— Start of RECORDED DATA —
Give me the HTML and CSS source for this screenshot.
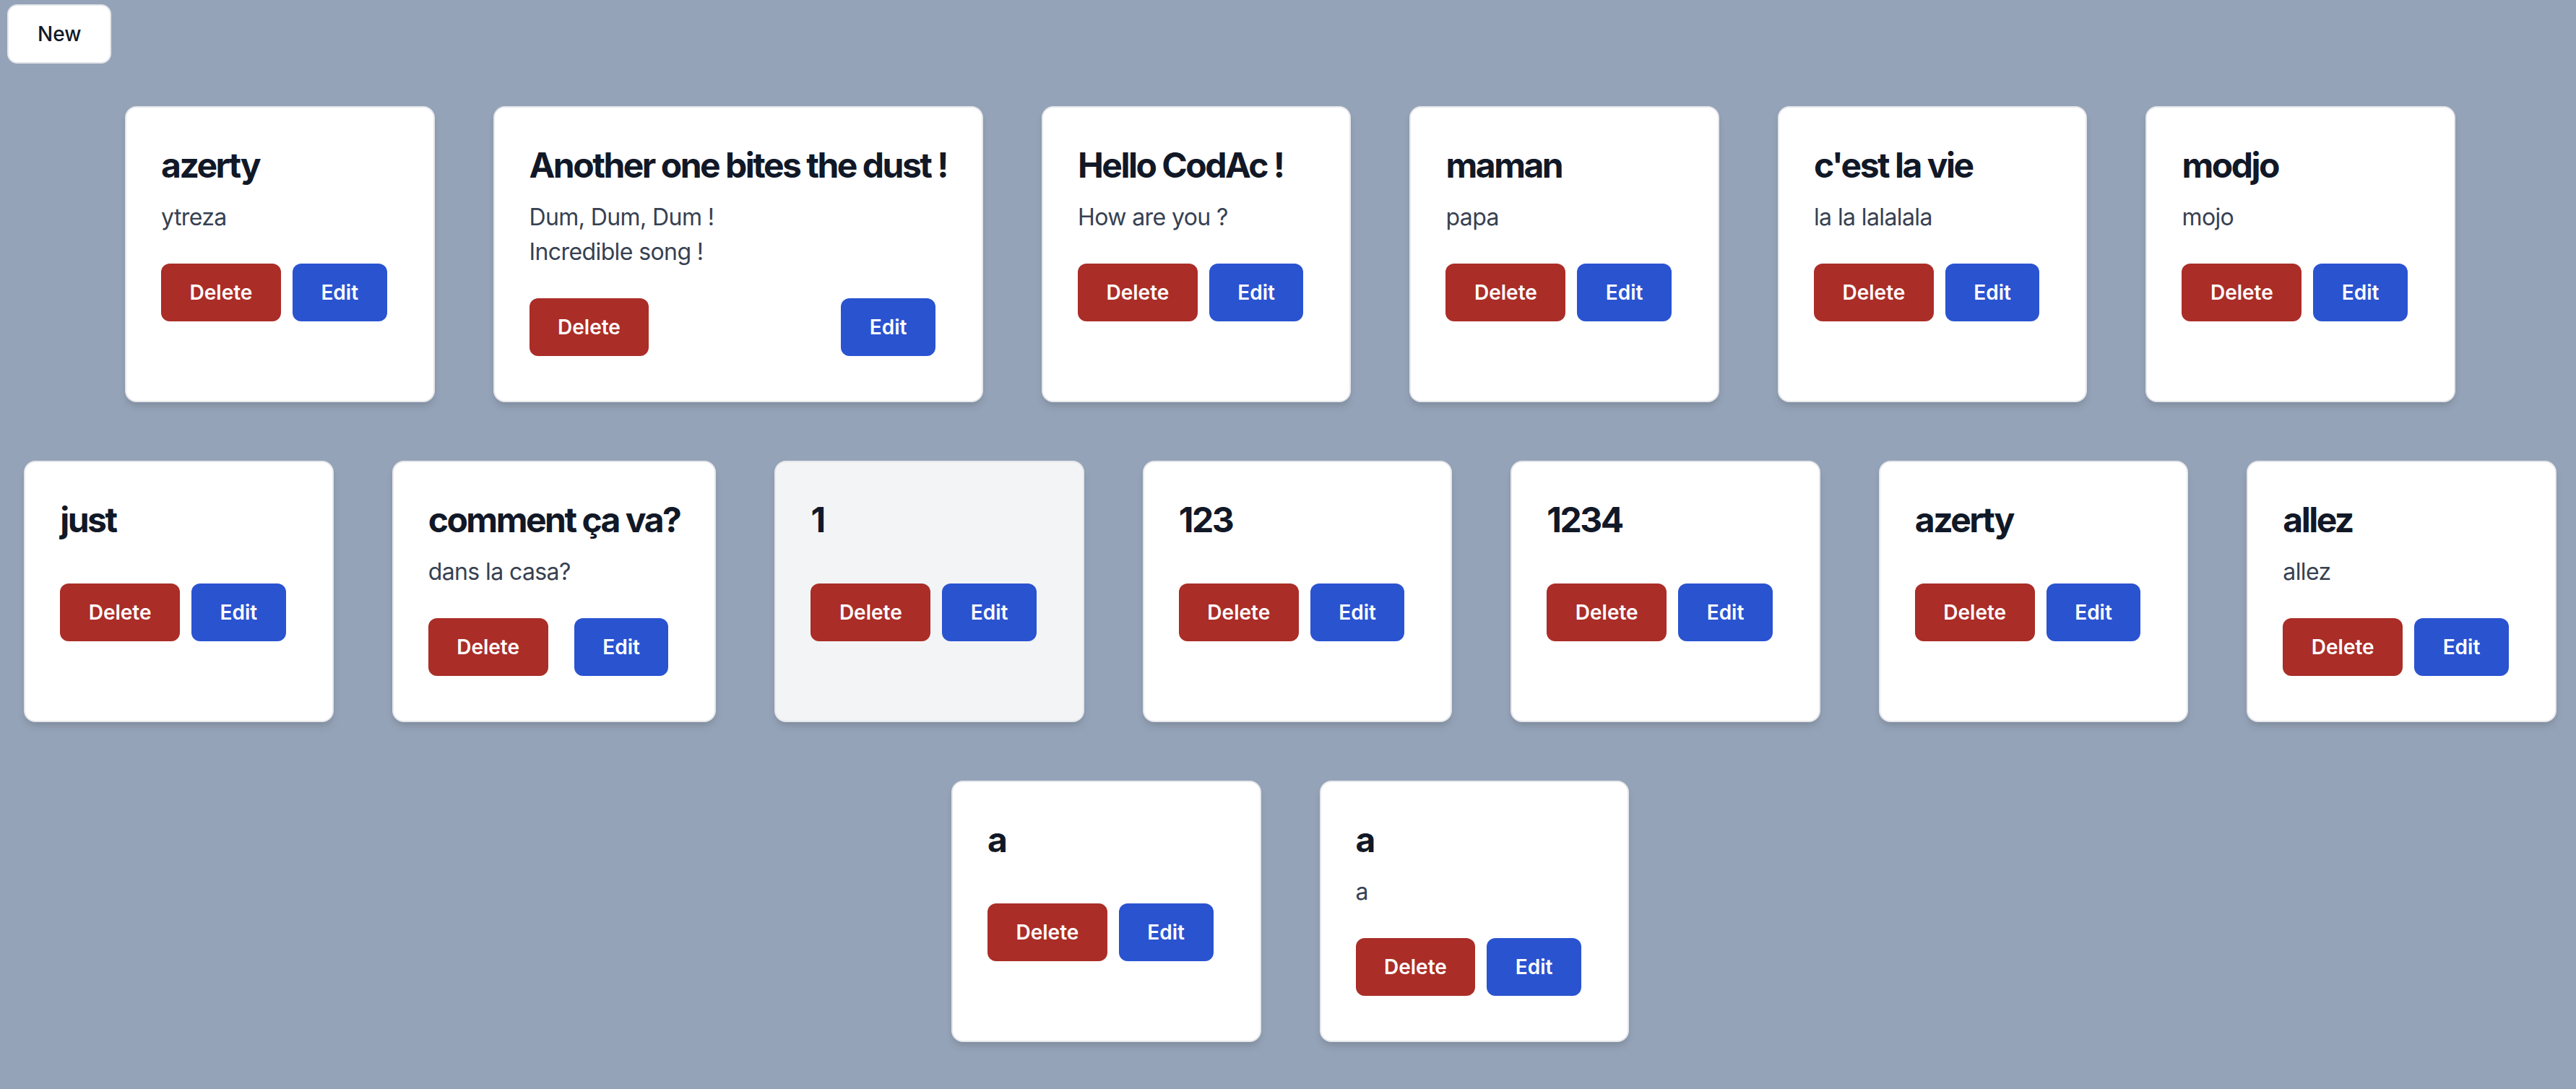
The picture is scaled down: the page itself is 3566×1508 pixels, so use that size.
FILE: index.html
```html
<!DOCTYPE html>
<html lang="fr">
<head>
<meta charset="utf-8">
<title>Notes</title>
<link rel="stylesheet" href="styles.css">
</head>
<body>
<div class="page">
  <div class="toolbar">
    <button class="btn-new">New</button>
  </div>
  <div class="board">
    <div class="card">
      <h2 class="card-title">azerty</h2>
      <p class="card-text">ytreza</p>
      <div class="card-actions"><button class="btn btn-delete">Delete</button><button class="btn btn-edit">Edit</button></div>
    </div>
    <div class="card">
      <h2 class="card-title">Another one bites the dust !</h2>
      <p class="card-text">Dum, Dum, Dum !<br>Incredible song !</p>
      <div class="card-actions"><button class="btn btn-delete">Delete</button><button class="btn btn-edit">Edit</button></div>
    </div>
    <div class="card">
      <h2 class="card-title">Hello CodAc !</h2>
      <p class="card-text">How are you ?</p>
      <div class="card-actions"><button class="btn btn-delete">Delete</button><button class="btn btn-edit">Edit</button></div>
    </div>
    <div class="card">
      <h2 class="card-title">maman</h2>
      <p class="card-text">papa</p>
      <div class="card-actions"><button class="btn btn-delete">Delete</button><button class="btn btn-edit">Edit</button></div>
    </div>
    <div class="card">
      <h2 class="card-title">c'est la vie</h2>
      <p class="card-text">la la lalalala</p>
      <div class="card-actions"><button class="btn btn-delete">Delete</button><button class="btn btn-edit">Edit</button></div>
    </div>
    <div class="card">
      <h2 class="card-title">modjo</h2>
      <p class="card-text">mojo</p>
      <div class="card-actions"><button class="btn btn-delete">Delete</button><button class="btn btn-edit">Edit</button></div>
    </div>
    <div class="card">
      <h2 class="card-title">just</h2>
      <p class="card-text"></p>
      <div class="card-actions"><button class="btn btn-delete">Delete</button><button class="btn btn-edit">Edit</button></div>
    </div>
    <div class="card">
      <h2 class="card-title">comment ça va?</h2>
      <p class="card-text">dans la casa?</p>
      <div class="card-actions"><button class="btn btn-delete">Delete</button><button class="btn btn-edit">Edit</button></div>
    </div>
    <div class="card card-muted">
      <h2 class="card-title">1</h2>
      <p class="card-text"></p>
      <div class="card-actions"><button class="btn btn-delete">Delete</button><button class="btn btn-edit">Edit</button></div>
    </div>
    <div class="card">
      <h2 class="card-title">123</h2>
      <p class="card-text"></p>
      <div class="card-actions"><button class="btn btn-delete">Delete</button><button class="btn btn-edit">Edit</button></div>
    </div>
    <div class="card">
      <h2 class="card-title">1234</h2>
      <p class="card-text"></p>
      <div class="card-actions"><button class="btn btn-delete">Delete</button><button class="btn btn-edit">Edit</button></div>
    </div>
    <div class="card">
      <h2 class="card-title">azerty</h2>
      <p class="card-text"></p>
      <div class="card-actions"><button class="btn btn-delete">Delete</button><button class="btn btn-edit">Edit</button></div>
    </div>
    <div class="card">
      <h2 class="card-title">allez</h2>
      <p class="card-text">allez</p>
      <div class="card-actions"><button class="btn btn-delete">Delete</button><button class="btn btn-edit">Edit</button></div>
    </div>
    <div class="card">
      <h2 class="card-title">a</h2>
      <p class="card-text"></p>
      <div class="card-actions"><button class="btn btn-delete">Delete</button><button class="btn btn-edit">Edit</button></div>
    </div>
    <div class="card">
      <h2 class="card-title">a</h2>
      <p class="card-text">a</p>
      <div class="card-actions"><button class="btn btn-delete">Delete</button><button class="btn btn-edit">Edit</button></div>
    </div>
  </div>
</div>
</body>
</html>
```

FILE: styles.css
```css
* {
  box-sizing: border-box;
}

html,
body {
  margin: 0;
  padding: 0;
}

body {
  background: #95a3b8;
  font-family: Inter, "Noto Sans", "Liberation Sans", sans-serif;
  min-height: 100vh;
}

.page {
  display: flex;
  flex-direction: column;
}

.toolbar {
  display: flex;
  padding: 6px 0 0 10px;
}

.btn-new {
  font-family: Inter, "Noto Sans", sans-serif;
  font-size: 28px;
  line-height: 40px;
  font-weight: 500;
  color: #111827;
  background: #ffffff;
  border: 2px solid #e5e7eb;
  border-radius: 14px;
  padding: 19px 40px;
  cursor: pointer;
}

.board {
  display: flex;
  flex-wrap: wrap;
  justify-content: center;
  align-items: stretch;
  gap: 81px 81px;
  margin-top: 59px;
  padding-left: 6px;
}

.card {
  display: flex;
  flex-direction: column;
  background: #ffffff;
  border: 2px solid #e5e7eb;
  border-radius: 16px;
  box-shadow: 0 8px 12px -2px rgba(0, 0, 0, 0.1), 0 4px 8px -4px rgba(0, 0, 0, 0.1);
  padding: 48px 48px 62px;
}

.card-muted {
  background: #f3f4f6;
}

.card-title {
  margin: 0 0 16px;
  font-size: 48px;
  line-height: 64px;
  font-weight: 700;
  letter-spacing: -2.5px;
  color: #111827;
  white-space: nowrap;
}

.card-text {
  margin: 0;
  font-size: 32px;
  line-height: 48px;
  letter-spacing: -0.6px;
  color: #374151;
}

.card-actions {
  display: flex;
  justify-content: space-between;
  margin-top: 40px;
}

.btn {
  font-family: Inter, "Noto Sans", sans-serif;
  font-size: 28px;
  line-height: 40px;
  font-weight: 600;
  color: #ffffff;
  border: 0;
  border-radius: 12px;
  padding: 20px 39.5px;
  margin-right: 16px;
  cursor: pointer;
}

.btn-delete {
  background: #aa2d28;
}

.btn-edit {
  background: #2a53d0;
}
```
— End of RECORDED DATA —
§ PROBLEM TO SOLVE
All of the material above should be reproduced exactly, except the pictures.

§ SOLUTION TO THIS TASK
Give me the HTML and CSS source for this screenshot.
The picture is scaled down: the page itself is 3566×1508 pixels, so use that size.
FILE: index.html
```html
<!DOCTYPE html>
<html lang="fr">
<head>
<meta charset="utf-8">
<title>Notes</title>
<link rel="stylesheet" href="styles.css">
</head>
<body>
<div class="page">
  <div class="toolbar">
    <button class="btn-new">New</button>
  </div>
  <div class="board">
    <div class="card">
      <h2 class="card-title">azerty</h2>
      <p class="card-text">ytreza</p>
      <div class="card-actions"><button class="btn btn-delete">Delete</button><button class="btn btn-edit">Edit</button></div>
    </div>
    <div class="card">
      <h2 class="card-title">Another one bites the dust !</h2>
      <p class="card-text">Dum, Dum, Dum !<br>Incredible song !</p>
      <div class="card-actions"><button class="btn btn-delete">Delete</button><button class="btn btn-edit">Edit</button></div>
    </div>
    <div class="card">
      <h2 class="card-title">Hello CodAc !</h2>
      <p class="card-text">How are you ?</p>
      <div class="card-actions"><button class="btn btn-delete">Delete</button><button class="btn btn-edit">Edit</button></div>
    </div>
    <div class="card">
      <h2 class="card-title">maman</h2>
      <p class="card-text">papa</p>
      <div class="card-actions"><button class="btn btn-delete">Delete</button><button class="btn btn-edit">Edit</button></div>
    </div>
    <div class="card">
      <h2 class="card-title">c'est la vie</h2>
      <p class="card-text">la la lalalala</p>
      <div class="card-actions"><button class="btn btn-delete">Delete</button><button class="btn btn-edit">Edit</button></div>
    </div>
    <div class="card">
      <h2 class="card-title">modjo</h2>
      <p class="card-text">mojo</p>
      <div class="card-actions"><button class="btn btn-delete">Delete</button><button class="btn btn-edit">Edit</button></div>
    </div>
    <div class="card">
      <h2 class="card-title">just</h2>
      <p class="card-text"></p>
      <div class="card-actions"><button class="btn btn-delete">Delete</button><button class="btn btn-edit">Edit</button></div>
    </div>
    <div class="card">
      <h2 class="card-title">comment ça va?</h2>
      <p class="card-text">dans la casa?</p>
      <div class="card-actions"><button class="btn btn-delete">Delete</button><button class="btn btn-edit">Edit</button></div>
    </div>
    <div class="card card-muted">
      <h2 class="card-title">1</h2>
      <p class="card-text"></p>
      <div class="card-actions"><button class="btn btn-delete">Delete</button><button class="btn btn-edit">Edit</button></div>
    </div>
    <div class="card">
      <h2 class="card-title">123</h2>
      <p class="card-text"></p>
      <div class="card-actions"><button class="btn btn-delete">Delete</button><button class="btn btn-edit">Edit</button></div>
    </div>
    <div class="card">
      <h2 class="card-title">1234</h2>
      <p class="card-text"></p>
      <div class="card-actions"><button class="btn btn-delete">Delete</button><button class="btn btn-edit">Edit</button></div>
    </div>
    <div class="card">
      <h2 class="card-title">azerty</h2>
      <p class="card-text"></p>
      <div class="card-actions"><button class="btn btn-delete">Delete</button><button class="btn btn-edit">Edit</button></div>
    </div>
    <div class="card">
      <h2 class="card-title">allez</h2>
      <p class="card-text">allez</p>
      <div class="card-actions"><button class="btn btn-delete">Delete</button><button class="btn btn-edit">Edit</button></div>
    </div>
    <div class="card">
      <h2 class="card-title">a</h2>
      <p class="card-text"></p>
      <div class="card-actions"><button class="btn btn-delete">Delete</button><button class="btn btn-edit">Edit</button></div>
    </div>
    <div class="card">
      <h2 class="card-title">a</h2>
      <p class="card-text">a</p>
      <div class="card-actions"><button class="btn btn-delete">Delete</button><button class="btn btn-edit">Edit</button></div>
    </div>
  </div>
</div>
</body>
</html>
```

FILE: styles.css
```css
* {
  box-sizing: border-box;
}

html,
body {
  margin: 0;
  padding: 0;
}

body {
  background: #95a3b8;
  font-family: Inter, "Noto Sans", "Liberation Sans", sans-serif;
  min-height: 100vh;
}

.page {
  display: flex;
  flex-direction: column;
}

.toolbar {
  display: flex;
  padding: 6px 0 0 10px;
}

.btn-new {
  font-family: Inter, "Noto Sans", sans-serif;
  font-size: 28px;
  line-height: 40px;
  font-weight: 500;
  color: #111827;
  background: #ffffff;
  border: 2px solid #e5e7eb;
  border-radius: 14px;
  padding: 19px 40px;
  cursor: pointer;
}

.board {
  display: flex;
  flex-wrap: wrap;
  justify-content: center;
  align-items: stretch;
  gap: 81px 81px;
  margin-top: 59px;
  padding-left: 6px;
}

.card {
  display: flex;
  flex-direction: column;
  background: #ffffff;
  border: 2px solid #e5e7eb;
  border-radius: 16px;
  box-shadow: 0 8px 12px -2px rgba(0, 0, 0, 0.1), 0 4px 8px -4px rgba(0, 0, 0, 0.1);
  padding: 48px 48px 62px;
}

.card-muted {
  background: #f3f4f6;
}

.card-title {
  margin: 0 0 16px;
  font-size: 48px;
  line-height: 64px;
  font-weight: 700;
  letter-spacing: -2.5px;
  color: #111827;
  white-space: nowrap;
}

.card-text {
  margin: 0;
  font-size: 32px;
  line-height: 48px;
  letter-spacing: -0.6px;
  color: #374151;
}

.card-actions {
  display: flex;
  justify-content: space-between;
  margin-top: 40px;
}

.btn {
  font-family: Inter, "Noto Sans", sans-serif;
  font-size: 28px;
  line-height: 40px;
  font-weight: 600;
  color: #ffffff;
  border: 0;
  border-radius: 12px;
  padding: 20px 39.5px;
  margin-right: 16px;
  cursor: pointer;
}

.btn-delete {
  background: #aa2d28;
}

.btn-edit {
  background: #2a53d0;
}
```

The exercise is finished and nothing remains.